Crowd Sourced City: Learning by Doing for the Design and Technology of Public Space
Presenter: Sarah Williams, MIT Civic Data Design Lab
Co-presenter: Dylan Halpern, MIT Civic Data Design Lab
Crowd Sourced City: Civic Technology Prototyping was a semester-long course in MIT's Department of Urban Studies and Planning that developed a tactical urbanism intervention and utilized sensing technologies to map the performance of students' projects. This presentation synopsizes the structure of the course, student outcomes, and the potential for practice-based education of mapping public space. Through workshops on strategies from William Whyte and Jan Gehl, the class explored sensing, visualization/web mapping, and physical design. Results from the course include activity maps related to programmed activity, reports on how to replicate the project, and furniture remaining on the intervention site.
The role of interactive coding notebooks in data-to-map design flows
Presenter: Rich Donohue, University of Kentucky
New Maps Plus is an innovative online graduate certificate and degree program focusing on geospatial data wrangling and web mapping. This talk will share useful processes and insights for distance learning environments that prepare students for a dynamic, professional workforce. In particular, we will discuss the growing role of interactive coding notebooks within our curriculum to support web cartography, as well as and their integration within Git-supported development and distributed code repositories.
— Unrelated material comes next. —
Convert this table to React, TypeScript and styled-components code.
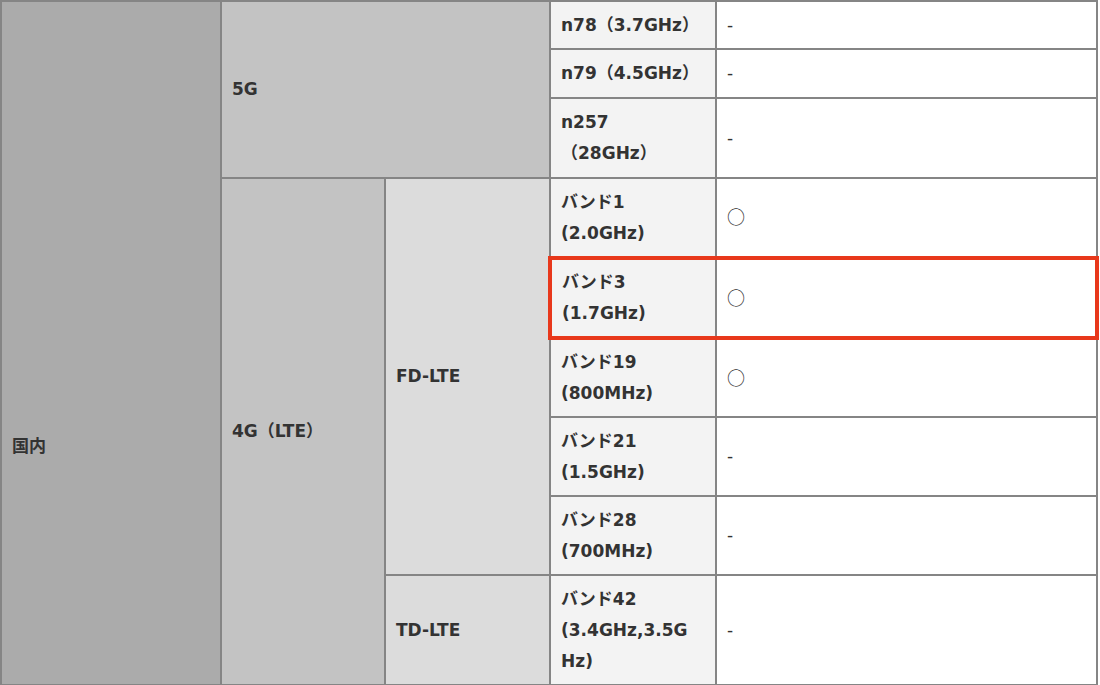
import styled, { createGlobalStyle } from 'styled-components';

const GlobalStyle = createGlobalStyle`
  html, body {
    margin: 0;
    padding: 0;
    background: #ffffff;
  }
  body {
    font-family: "DejaVu Sans", "Noto Sans CJK JP", sans-serif;
    color: #333333;
  }
`;

const Table = styled.table`
  border-collapse: collapse;
  width: 1099px;
  table-layout: fixed;
  font-size: 17px;
  line-height: 31px;
  font-weight: 700;
`;

const Row = styled.tr<{ $h: number }>`
  height: ${(p) => p.$h}px;
`;

const Cell = styled.td<{ $bg: string; $mark?: 'left' | 'right'; $padTop?: number }>`
  background: ${(p) => p.$bg};
  border: 2px solid #858585;
  padding: ${(p) => p.$padTop ?? 0}px 10px 0;
  vertical-align: middle;
  text-align: left;
  white-space: nowrap;
  ${(p) =>
    p.$mark === 'left' &&
    `
    border-top: 4px solid #e8381b;
    border-bottom: 4px solid #e8381b;
    border-left: 4px solid #e8381b;
  `}
  ${(p) =>
    p.$mark === 'right' &&
    `
    border-top: 4px solid #e8381b;
    border-bottom: 4px solid #e8381b;
    border-right: 4px solid #e8381b;
  `}
`;

const Mark = styled.span`
  font-family: "Noto Sans CJK JP", sans-serif;
  font-weight: 400;
  font-size: 18px;
`;

const Dash = styled.span`
  font-weight: 400;
`;

const C1 = '#ababab';
const C2 = '#c3c3c3';
const C3 = '#dcdcdc';
const C4 = '#f3f3f3';
const C5 = '#ffffff';

const None = () => <Dash>-</Dash>;
const Circle = () => <Mark>○</Mark>;

const App = () => {
  return (
    <>
      <GlobalStyle />
      <Table>
        <colgroup>
          <col style={{ width: 220 }} />
          <col style={{ width: 164 }} />
          <col style={{ width: 165 }} />
          <col style={{ width: 166 }} />
          <col />
        </colgroup>
        <tbody>
          <Row $h={48}>
            <Cell $bg={C1} rowSpan={9} $padTop={206}>国内</Cell>
            <Cell $bg={C2} rowSpan={3} colSpan={2}>5G</Cell>
            <Cell $bg={C4}>n78（3.7GHz）</Cell>
            <Cell $bg={C5}><None /></Cell>
          </Row>
          <Row $h={49}>
            <Cell $bg={C4}>n79（4.5GHz）</Cell>
            <Cell $bg={C5}><None /></Cell>
          </Row>
          <Row $h={80}>
            <Cell $bg={C4}>
              n257
              <br />
              （28GHz）
            </Cell>
            <Cell $bg={C5}><None /></Cell>
          </Row>
          <Row $h={80}>
            <Cell $bg={C2} rowSpan={6}>4G（LTE）</Cell>
            <Cell $bg={C3} rowSpan={5}>FD-LTE</Cell>
            <Cell $bg={C4}>
              バンド1
              <br />
              (2.0GHz)
            </Cell>
            <Cell $bg={C5}><Circle /></Cell>
          </Row>
          <Row $h={80}>
            <Cell $bg={C4} $mark="left">
              バンド3
              <br />
              (1.7GHz)
            </Cell>
            <Cell $bg={C5} $mark="right"><Circle /></Cell>
          </Row>
          <Row $h={79}>
            <Cell $bg={C4}>
              バンド19
              <br />
              (800MHz)
            </Cell>
            <Cell $bg={C5}><Circle /></Cell>
          </Row>
          <Row $h={79}>
            <Cell $bg={C4}>
              バンド21
              <br />
              (1.5GHz)
            </Cell>
            <Cell $bg={C5}><None /></Cell>
          </Row>
          <Row $h={79}>
            <Cell $bg={C4}>
              バンド28
              <br />
              (700MHz)
            </Cell>
            <Cell $bg={C5}><None /></Cell>
          </Row>
          <Row $h={110}>
            <Cell $bg={C3}>TD-LTE</Cell>
            <Cell $bg={C4}>
              バンド42
              <br />
              (3.4GHz,3.5G
              <br />
              Hz)
            </Cell>
            <Cell $bg={C5}><None /></Cell>
          </Row>
        </tbody>
      </Table>
    </>
  );
};

export default App;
Thoughts on Working with Map Projections
Presenter: Fritz Kessler, Penn State University
Co-presenter: Sarah Battersby, Tableau
Working with map projections can be challenging, especially when map makers select a projection for their map. Selection guidelines do exist, but they do not recommend a single named projection or explain the rationale why particular projections are recommended (e.g., thematic maps require equivalent projections). Thus, to utilize existing selection guidelines, the map maker needs a working knowledge of projections. We present a holistic approach to selecting an appropriate projection by asking the map maker to consider how the phenomenon are spatially described (e.g., continuous - discrete), what symbolization method(s) will be used, and what are the intended map uses.
From Quiz to Collection: Linking archival resources, student analysis and online collections via interactive maps
Presenter: Nicholas Kohler, University of Oregon
Co-presenters: Joanna Merson, University of Oregon; Bianca Malkoc, University of Oregon
This presentation describes a project to develop interactive maps via student engagement with online archival resources such as historical periodicals, YouTube videos, and art collections for the class "Hike, Bike, Skate, Surf, Ski: Geographies of Adventure". Online quizzes were used to promote student critical student engagement with the varied materials and gather thematic information about individual archival items. The workflow combined open-source digital collections, programming, and webmapping tools (Omeka, Python, and Leaflet) to geocode these student-crowdsourced items, put them in an online content collection of examples, and build an ever-expanding interactive map to rapidly explore the collection.
Study Design: Spatial Analysis in K-12 Education
Presenter: Tesla DuBois, Consortium of Policy Research in Education (CPRE), Graduate School of Education, University of Pennsylvania
School administrators and teachers do everything they can to provide a good learning environment within their school walls. But schools do not exist in isolation. They are set in the context of their city, neighborhood, and catchment area. This project explores the way that the location of a school impacts what happens inside the school walls. Here you will find a description of the process of using spatial analysis to answer the question, "Which community attributes account for variation in school level variables, and to what extent does each variable have influence?"